Мадам Куломб хотя и смогла подавить в себе вспыхнувшую ярость, но не настолько, чтобы полностью скрыть ее. Однако при прощании она не скупилась на выражения преданности и любви к Е.П.Б.

— Я буду хранить все ваши вещи как зеницу ока, – сказала она, прикладывая к глазам носовой платок и весьма реалистично хлюпая носом. – Даже не знаю, как я смогу пережить такую долгую разлуку с Вами.

— Думаю, что сможете, – не слишком ласково ответила ей Е.П.Б., пристально глядя ей в глаза. – Если возникнут какие-нибудь сложности, вы всегда можете рассчитывать на поддержку Контрольного Совета.

Мадам Куломб опустила глаза – так она всегда поступала, когда хотела скрыть свои истинные чувства от окружающих. Руки ее дрожали, однако она так и не произнесла ни слова до тех пор, пока Е.П.Б. не ушла. Рядом с ней оставался только Бабула, подбиравший многочисленные вещи, кото­рые его госпожа всегда брала с собой в дорогу. Мадам Куломб повернулась к ничего не подозрева­ющему слуге и негромко произнесла дрожащим от злости голосом:

— Пусть она не сомневается!

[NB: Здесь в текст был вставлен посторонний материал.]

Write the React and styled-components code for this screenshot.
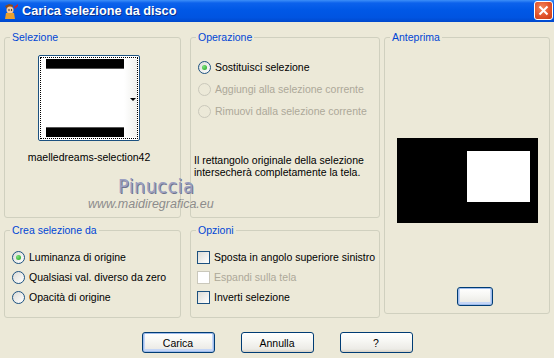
import React from "react";
import styled, { createGlobalStyle, css } from "styled-components";

const Global = createGlobalStyle`
  html, body { margin: 0; padding: 0; background: #ECE9D8; }
  body { font-family: "Liberation Sans", Arial, sans-serif; font-size: 10.5px; color: #000; }
`;

const Window = styled.div`
  position: relative;
  width: 554px;
  height: 358px;
  background: #ECE9D8;
  display: flex;
  flex-direction: column;
  overflow: hidden;
`;

const TitleBar = styled.div`
  height: 22px;
  flex: none;
  display: flex;
  align-items: center;
  padding-left: 3px;
  gap: 3px;
  background: linear-gradient(#3d8ff8 0, #0c62ec 3px, #0058e6 45%, #0054e1 80%, #0048cc 100%);
`;

const Title = styled.div`
  flex: 1;
  color: #fff;
  font-weight: bold;
  font-size: 12.7px;
  text-shadow: 1px 1px 0 #0a2f8a;
  white-space: nowrap;
`;

const CloseButton = styled.div`
  width: 17px;
  height: 17px;
  margin-right: 1px;
  margin-top: -2px;
  border: 1px solid #fff;
  border-radius: 3px;
  background: radial-gradient(circle at 40% 35%, #f2885f 0, #e2522a 55%, #c63a12 100%);
  display: flex;
  align-items: center;
  justify-content: center;
`;

const Body = styled.div`
  flex: 1;
  display: flex;
  flex-direction: column;
  padding: 8px 0 0 4px;
`;

const Grid = styled.div`
  display: grid;
  grid-template-columns: 186px 194px 166px;
  grid-template-rows: 188px 95px;
  row-gap: 5px;
`;

const Group = styled.fieldset`
  margin: 0;
  padding: 0 6px;
  border: 1px solid #D0D0BF;
  border-radius: 3px;
  box-sizing: border-box;
  min-width: 0;
  width: ${(p) => p.$w}px;
  height: ${(p) => p.$h}px;
  display: flex;
  flex-direction: column;
  ${(p) => p.$span && css`grid-row: 1 / span 2; grid-column: 3;`}
`;

const Legend = styled.legend`
  margin-left: -1px;
  padding: 0 2px;
  color: #0046D5;
  line-height: 14px;
  font-size: 10.5px;
`;

const SelContent = styled.div`
  display: flex;
  flex-direction: column;
  align-items: center;
  padding-right: 7px;
  padding-top: 11px;
`;

const Thumb = styled.div`
  width: 102px;
  height: 86px;
  box-sizing: border-box;
  border: 1px solid #1C5180;
  border-radius: 2px;
  background: #fff;
  padding: 1px;
`;

const ThumbInner = styled.div`
  height: 100%;
  box-sizing: border-box;
  border: 1px dotted #000;
  display: flex;
  padding: 1px 0 1px 5px;
`;

const ThumbImage = styled.div`
  width: 78px;
  display: flex;
  flex-direction: column;
  justify-content: space-between;
`;

const Bar = styled.div`
  height: 9px;
  background: #000;
  border-${(p) => (p.$bottom ? "top" : "bottom")}: 1px solid #555;
`;

const ThumbSide = styled.div`
  flex: 1;
  background: linear-gradient(90deg, #ffffff, #f0f0ec);
  display: flex;
  align-items: center;
  justify-content: flex-end;
  padding-right: 1px;
`;

const Arrow = styled.div`
  width: 0;
  height: 0;
  border-left: 3px solid transparent;
  border-right: 3px solid transparent;
  border-top: 3px solid #000;
  margin-top: 2px;
`;

const FileName = styled.div`
  margin-top: 9px;
  line-height: 14px;
`;

const Options = styled.div`
  display: flex;
  flex-direction: column;
  padding-top: ${(p) => p.$top}px;
`;

const Row = styled.label`
  display: flex;
  align-items: center;
  gap: 4px;
  height: ${(p) => p.$h}px;
  color: ${(p) => (p.$disabled ? "#ACA899" : "#000")};
  white-space: nowrap;
`;

const Radio = styled.span`
  width: 13px;
  height: 13px;
  box-sizing: border-box;
  border-radius: 50%;
  border: 1px solid ${(p) => (p.$disabled ? "#CAC8BB" : "#1C5180")};
  background: ${(p) => (p.$disabled ? "transparent" : "linear-gradient(135deg, #dcdcd7, #ffffff)")};
  display: flex;
  align-items: center;
  justify-content: center;
  flex: none;
  margin-left: 1px;
`;

const Dot = styled.span`
  width: 5px;
  height: 5px;
  border-radius: 50%;
  background: radial-gradient(circle at 35% 35%, #7be27a, #21a121);
`;

const Check = styled.span`
  width: 13px;
  height: 13px;
  box-sizing: border-box;
  border: 1px solid ${(p) => (p.$disabled ? "#CAC8BB" : "#1C5180")};
  background: ${(p) => (p.$disabled ? "#fff" : "linear-gradient(135deg, #dcdcd7, #ffffff)")};
  flex: none;
`;

const Note = styled.p`
  margin: 32px 0 0 -3px;
  line-height: 12px;
`;

const PreviewContent = styled.div`
  display: flex;
  flex-direction: column;
  align-items: center;
  padding-top: 94px;
`;

const PreviewBox = styled.div`
  width: 141px;
  height: 85px;
  background: #000;
  display: flex;
  padding: 13px 0 0 70px;
  box-sizing: border-box;
`;

const PreviewSel = styled.div`
  width: 63px;
  height: 51px;
  background: #fff;
`;

const XPButton = styled.button`
  font-family: "Liberation Sans", Arial, sans-serif;
  font-size: 10.5px;
  color: #000;
  width: ${(p) => p.$w}px;
  height: ${(p) => p.$h}px;
  padding: 0;
  border: 1px solid #003C74;
  border-radius: 3px;
  background: linear-gradient(#ffffff 0, #f7f7f4 40%, #ecebe6 85%, #d6d0c5 100%);
  box-shadow: ${(p) => (p.$default ? "inset 0 0 0 1px #9fbcec, inset 0 -1px 0 2px #c5d6f6" : "none")};
`;

const SmallButton = styled(XPButton)`
  margin-top: 64px;
  margin-left: 16px;
`;

const ButtonRow = styled.div`
  display: flex;
  justify-content: center;
  gap: 26px;
  margin-top: 14px;
  margin-left: -4px;
`;

const Watermark = styled.div`
  position: absolute;
  left: 88px;
  top: 176px;
  display: flex;
  flex-direction: column;
  align-items: flex-start;
  pointer-events: none;
`;

const WmName = styled.div`
  font-family: "DejaVu Sans Condensed", "DejaVu Sans", sans-serif;
  font-size: 19.5px;
  color: #9a9fc0;
  text-shadow: 1px 1px 0 #6f7390;
  line-height: 22px;
  margin-left: 30px;
  letter-spacing: 0.5px;
`;

const WmUrl = styled.div`
  font-size: 12.5px;
  font-style: italic;
  color: #8c8c8c;
  line-height: 13px;
`;

const AppIcon = () => (
  <svg width="16" height="16" viewBox="0 0 16 16">
    <path d="M2 3 L6 1 L10 2 L9 6 L4 6 Z" fill="#8a4a1c" />
    <ellipse cx="7" cy="7" rx="3.5" ry="3.5" fill="#f3c9a0" />
    <path d="M3 10 L11 10 L12 16 L2 16 Z" fill="#e8a030" />
    <path d="M11 4 L15 1 L15 3 L12 6 Z" fill="#d02020" />
    <circle cx="6" cy="7" r="0.7" fill="#000" />
    <circle cx="8.5" cy="7" r="0.7" fill="#000" />
  </svg>
);

export default function App() {
  return (
    <>
      <Global />
      <Window>
        <TitleBar>
          <AppIcon />
          <Title>Carica selezione da disco</Title>
          <CloseButton>
            <svg width="11" height="11" viewBox="0 0 11 11">
              <path d="M1.5 1.5 L9.5 9.5 M9.5 1.5 L1.5 9.5" stroke="#fff" strokeWidth="2" />
            </svg>
          </CloseButton>
        </TitleBar>
        <Body>
          <Grid>
            <Group $w={177} $h={188}>
              <Legend>Selezione</Legend>
              <SelContent>
                <Thumb>
                  <ThumbInner>
                    <ThumbImage>
                      <Bar />
                      <Bar $bottom />
                    </ThumbImage>
                    <ThumbSide>
                      <Arrow />
                    </ThumbSide>
                  </ThumbInner>
                </Thumb>
                <FileName>maelledreams-selection42</FileName>
              </SelContent>
            </Group>
            <Group $w={190} $h={188}>
              <Legend>Operazione</Legend>
              <Options $top={12}>
                <Row $h={22}>
                  <Radio><Dot /></Radio>Sostituisci selezione
                </Row>
                <Row $h={22} $disabled>
                  <Radio $disabled />Aggiungi alla selezione corrente
                </Row>
                <Row $h={22} $disabled>
                  <Radio $disabled />Rimuovi dalla selezione corrente
                </Row>
              </Options>
              <Note>
                Il rettangolo originale della selezione
                <br />
                intersecherà completamente la tela.
              </Note>
            </Group>
            <Group $w={166} $h={284} $span>
              <Legend>Anteprima</Legend>
              <PreviewContent>
                <PreviewBox>
                  <PreviewSel />
                </PreviewBox>
                <SmallButton $w={36} $h={19} $default />
              </PreviewContent>
            </Group>
            <Group $w={177} $h={95}>
              <Legend>Crea selezione da</Legend>
              <Options $top={10}>
                <Row $h={20}>
                  <Radio><Dot /></Radio>Luminanza di origine
                </Row>
                <Row $h={20}>
                  <Radio />Qualsiasi val. diverso da zero
                </Row>
                <Row $h={20}>
                  <Radio />Opacità di origine
                </Row>
              </Options>
            </Group>
            <Group $w={190} $h={95}>
              <Legend>Opzioni</Legend>
              <Options $top={10}>
                <Row $h={20}>
                  <Check />Sposta in angolo superiore sinistro
                </Row>
                <Row $h={20} $disabled>
                  <Check $disabled />Espandi sulla tela
                </Row>
                <Row $h={20}>
                  <Check />Inverti selezione
                </Row>
              </Options>
            </Group>
          </Grid>
          <ButtonRow>
            <XPButton $w={73} $h={21} $default>Carica</XPButton>
            <XPButton $w={73} $h={21}>Annulla</XPButton>
            <XPButton $w={73} $h={21}>?</XPButton>
          </ButtonRow>
        </Body>
        <Watermark>
          <WmName>Pinuccia</WmName>
          <WmUrl>www.maidiregrafica.eu</WmUrl>
        </Watermark>
      </Window>
    </>
  );
}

Я обязательно отомщу ей за то, что она не дала мне получить мои две тысячи рупий!

Бабула счел сказанное всего лишь обычным для мадам Куломб проявлением ярости и даже не потрудился передать их своей госпоже. Вернее, он все же передал их, но только тогда, когда эта «месть» уже свершилась.

Перед тем как вернуться в Адьяр, мадам Куломб отделилась от своих спутников, чтобы посетить ка­ких-то священников, имена которых она не назвала13.

Однако же, как было известно, еще в 1881 году, когда штаб-квартира Теософского Общества находи­лась в Бомбее, мадам Куломб пыталась продать некоторые «секреты» одному из тамошних священ­ников, но в ответ получила отказ14.

Неизвестно, пыталась ли она и на этот раз провернуть что-либо в этом же роде, так как она ни с кем не поделилась своими планами.

А в это время в Адьяре Алексис Куломб фак­тически занял комнаты Е.П.Б. Он просиживал там часами, заперев изнутри двери и неизвестно чем занимаясь. На расспросы доктора Гартмана он от­вечал уклончиво, ссылаясь на то, что дожди повре­дили одну из стен, и он теперь занят ее ремонтом. Ключ от комнаты забрала мадам Куломб, и кроме нее и ее мужа туда никто не мог войти.

Однажды, когда доктор Гартман созывал соб­рание Контрольного Совета, встал вопрос о необходимости подыскать подходящее, спокойное место для последующего проведения подобных собраний. Вспомнив о предложении Е.П.Б., он порекомендовал Совету собраться в ее апартаментах. Однако месье Куломб начал решительно возражать против этого.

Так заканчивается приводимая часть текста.